* What needs to be done *
Pull each line containing "this" out of the data and copy it.

******************************

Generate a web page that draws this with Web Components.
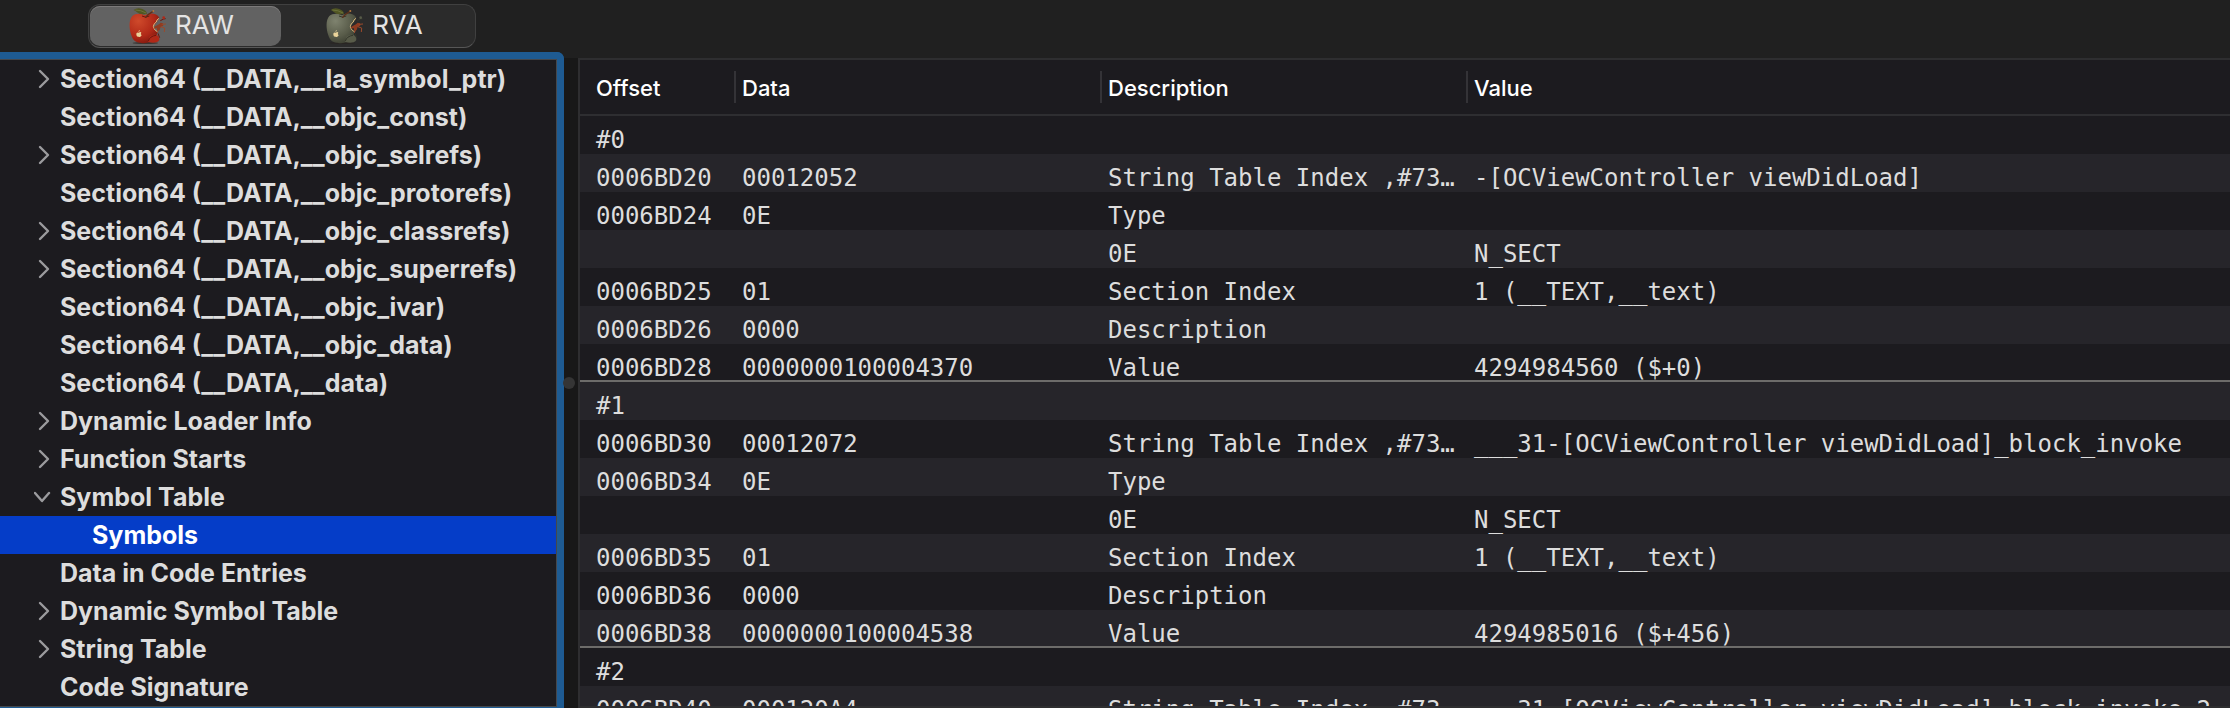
<!DOCTYPE html>
<html lang="en">
<head>
<meta charset="utf-8">
<title>Mach-O Viewer</title>
<style>
html, body { margin: 0; height: 100%; background: #202020; }
body { font-family: Inter, "Liberation Sans", sans-serif; color: #dddddd; }
</style>
</head>
<body>
<viewer-window></viewer-window>
<script>
const define = (name, html, setup) => {
  const template = document.createElement('template');
  template.innerHTML = html;
  customElements.define(name, class extends HTMLElement {
    constructor() {
      super();
      this.attachShadow({ mode: 'open' }).append(template.content.cloneNode(true));
    }
    connectedCallback() { if (setup) setup(this, this.shadowRoot); }
  });
};

define('apple-icon', `
<style>
:host { display: block; width: 40px; height: 38px; --light: #cf4a2b; --body: #b02817; --dark: #6f150d; }
:host([tone="green"]) { --light: #7f836f; --body: #585b49; --dark: #34372b; }
svg { display: block; width: 100%; height: 100%; }
.l { stop-color: var(--light); } .b { stop-color: var(--body); } .d { stop-color: var(--dark); }
.dark { stroke: var(--dark); } .foot { fill: var(--body); }
</style>
<svg viewBox="50 18 120 114" aria-hidden="true">
  <defs><radialGradient id="g" cx=".3" cy=".25" r=".9"><stop class="l" offset="0"/><stop class="b" offset=".6"/><stop class="d" offset="1"/></radialGradient></defs>
  <ellipse cx="102" cy="126" rx="38" ry="3" fill="#2a2421" opacity=".7"/>
  <path fill="url(#g)" d="M101 43C91 36 72 36 63 45 52 57 53 82 60 103 65 118 74 126 87 125 98 128 108 126 117 123L136 103 138 94 132 88 126 76 137 62 144 50C136 35 113 35 101 43Z"/>
  <path class="foot" d="M115 106Q133 95 141 106 149 119 136 124 122 127 110 122Z"/>
  <path fill="none" class="dark" stroke-width="3" d="M92 45Q102 52 114 45M111 120Q116 105 134 103M140 97l5 13"/>
  <path fill="none" stroke="#d8b67c" stroke-width="3" d="M143 52l-6 5-2 6-6 5-3 8 3 8 4 5 6 3"/>
  <path fill="#8f3b20" d="M129 77l14-7 5-5 7 2 1 7-8 4-3 9-7 4-2-10-8 2z"/>
  <path fill="none" stroke="#9a4a2c" stroke-width="3" d="M151 70l13-1M148 77l12 4-1 12M141 88l-3 8"/>
  <path fill="none" class="dark" stroke-width="3" d="M147 59l10-5 6-1"/>
  <circle class="foot" cx="157" cy="50" r="4"/>
  <path fill="#515623" d="M67 27Q78 18 93 24 106 29 107 38 87 43 77 34 73 29 67 27Z"/>
  <path fill="none" stroke="#788045" stroke-width="2" d="M72 27Q89 27 104 36"/>
  <path fill="none" stroke="#5c301b" stroke-width="4" stroke-linecap="round" d="M103 49Q109 40 125 31"/>
  <circle cx="126" cy="30" r="3" fill="#b4773d"/>
  <path fill="#ead49b" d="M82 95q6-4 8 0-4 4 1 8-4 7-9 4-6 2-7-6-1-8 7-6zM81 93q0-4 5-6 0 5-5 6z"/>
</svg>`);

define('mode-switch', `
<style>
:host { display: block; }
div { display: inline-flex; gap: 2px; box-sizing: border-box; width: 388px; height: 44px; padding: 1px; border: 1px solid #404040; border-bottom-color: #575757; border-radius: 12px; background: #2b2b2b; }
button { flex: 1; display: flex; align-items: center; justify-content: center; gap: 7px; margin: 0; padding: 0 9px 0 0; border: 0; border-radius: 10px; background: none; color: #e4e4e4; font: 400 26px/36px Inter, sans-serif; }
button span { padding-bottom: 2px; }
button[aria-pressed="true"] { background: #626262; box-shadow: inset 0 1px #7c7a7a; }
</style>
<div role="group" aria-label="Address mode">
  <button type="button" aria-pressed="true"><apple-icon></apple-icon><span>RAW</span></button>
  <button type="button" aria-pressed="false"><apple-icon tone="green"></apple-icon><span>RVA</span></button>
</div>`);

define('tree-row', `
<style>
:host { display: block; }
button { display: flex; align-items: center; gap: 6px; width: 100%; height: 38px; margin: 0; padding: 0 0 0 34px; border: 0; background: none; color: #dddddd; font: 700 25px/38px Inter, sans-serif; white-space: nowrap; text-align: left; }
svg { flex: none; width: 20px; height: 20px; fill: none; stroke: #9b9b9e; stroke-width: 2.4; stroke-linecap: round; stroke-linejoin: round; }
path { display: none; }
:host([state="closed"]) .closed, :host([state="open"]) .open { display: inline; }
:host([nested]) button { padding-left: 66px; }
:host([selected]) button { background: #053dc8; color: #ffffff; }
</style>
<button type="button"><svg viewBox="0 0 20 20" aria-hidden="true"><path class="closed" d="M6 2l8 8-8 8"/><path class="open" d="M1 6l7 8 7-8"/></svg><slot></slot></button>`);

define('section-tree', `
<style>
:host { display: block; box-sizing: border-box; overflow: hidden; border: solid #1e5b92; border-width: 7px 7px 1px 0; border-radius: 0 7px 0 0; background: #1e5b92; }
nav { box-sizing: border-box; height: 100%; overflow: hidden; background: #1c1b1f; border: solid #45484c; border-width: 1px 1px 1px 0; }
</style>
<nav aria-label="Sections"></nav>`, (host, root) => {
  const rows = [
    ['Section64 (__DATA,__la_symbol_ptr)', 'closed'], ['Section64 (__DATA,__objc_const)'],
    ['Section64 (__DATA,__objc_selrefs)', 'closed'], ['Section64 (__DATA,__objc_protorefs)'],
    ['Section64 (__DATA,__objc_classrefs)', 'closed'], ['Section64 (__DATA,__objc_superrefs)', 'closed'],
    ['Section64 (__DATA,__objc_ivar)'], ['Section64 (__DATA,__objc_data)'], ['Section64 (__DATA,__data)'],
    ['Dynamic Loader Info', 'closed'], ['Function Starts', 'closed'], ['Symbol Table', 'open'],
    ['Symbols', 'selected'], ['Data in Code Entries'], ['Dynamic Symbol Table', 'closed'],
    ['String Table', 'closed'], ['Code Signature']
  ];
  for (const [text, state] of rows) {
    const row = document.createElement('tree-row');
    if (state === 'selected') { row.toggleAttribute('selected', true); row.toggleAttribute('nested', true); }
    else if (state) row.setAttribute('state', state);
    row.textContent = text;
    root.querySelector('nav').append(row);
  }
});

define('symbol-table', `
<style>
:host { display: block; box-sizing: border-box; overflow: hidden; border: 2px solid #2e2e30; border-right: 0; background: #1c1b1f; }
table { width: 100%; table-layout: fixed; border-collapse: separate; border-spacing: 0; }
.offset { width: 156px; } .wide { width: 366px; }
th { height: 54px; padding: 0; border-bottom: 2px solid #2e2e31; color: #ffffff; font: 500 22px/30px Inter, sans-serif; text-align: left; }
th span { display: block; padding: 2px 0 0 6px; border-right: 2px solid #343337; }
th:first-child span { padding-left: 16px; }
th:last-child span { border: 0; }
td { box-sizing: border-box; height: 38px; padding: 10px 8px 0 6px; font: 24px/28px "DejaVu Sans Mono", monospace; white-space: nowrap; overflow: hidden; text-overflow: ellipsis; }
td:first-child { padding: 10px 0 0 16px; }
tbody tr:nth-child(even) { background: #26252a; }
.last td { box-shadow: inset 0 -2px #6d6c6a; }
</style>
<table>
  <colgroup><col class="offset"><col class="wide"><col class="wide"><col></colgroup>
  <thead><tr><th><span>Offset</span></th><th><span>Data</span></th><th><span>Description</span></th><th><span>Value</span></th></tr></thead>
  <tbody></tbody>
</table>`, (host, root) => {
  const index = 'String Table Index ,#73…';
  const rows = [
    ['#0', '', '', ''],
    ['0006BD20', '00012052', index, '-[OCViewController viewDidLoad]'],
    ['0006BD24', '0E', 'Type', ''],
    ['', '', '0E', 'N_SECT'],
    ['0006BD25', '01', 'Section Index', '1 (__TEXT,__text)'],
    ['0006BD26', '0000', 'Description', ''],
    ['0006BD28', '0000000100004370', 'Value', '4294984560 ($+0)'],
    ['#1', '', '', ''],
    ['0006BD30', '00012072', index, '___31-[OCViewController viewDidLoad]_block_invoke'],
    ['0006BD34', '0E', 'Type', ''],
    ['', '', '0E', 'N_SECT'],
    ['0006BD35', '01', 'Section Index', '1 (__TEXT,__text)'],
    ['0006BD36', '0000', 'Description', ''],
    ['0006BD38', '0000000100004538', 'Value', '4294985016 ($+456)'],
    ['#2', '', '', ''],
    ['0006BD40', '000120A4', index, '___31-[OCViewController viewDidLoad]_block_invoke_2']
  ];
  const body = root.querySelector('tbody');
  rows.forEach((cells, i) => {
    const tr = body.insertRow();
    if (i % 7 === 6) tr.className = 'last';
    for (const text of cells) tr.insertCell().textContent = text;
  });
});

define('split-handle', `
<style>
:host { display: flex; align-items: center; justify-content: center; box-sizing: border-box; background: #181818; }
i { flex: none; width: 12px; height: 12px; margin-right: 4px; border-radius: 50%; background: #353535; }
</style>
<i></i>`);

define('viewer-window', `
<style>
:host { display: flex; flex-direction: column; height: 100vh; overflow: hidden; }
header { flex: none; height: 44px; padding: 4px 88px; }
main { flex: 1; min-height: 0; display: flex; }
section-tree { flex: 0 0 564px; }
split-handle { flex: 0 0 14px; min-width: 0; margin-top: 6px; }
symbol-table { flex: 1; min-width: 0; margin-top: 6px; }
</style>
<header><mode-switch></mode-switch></header>
<main><section-tree></section-tree><split-handle></split-handle><symbol-table></symbol-table></main>`);
</script>
</body>
</html>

******************************

* Finished exercise *
Generate a web page that draws this with Web Components.
      this.attachShadow({ mode: 'open' }).append(template.content.cloneNode(true));
    connectedCallback() { if (setup) setup(this, this.shadowRoot); }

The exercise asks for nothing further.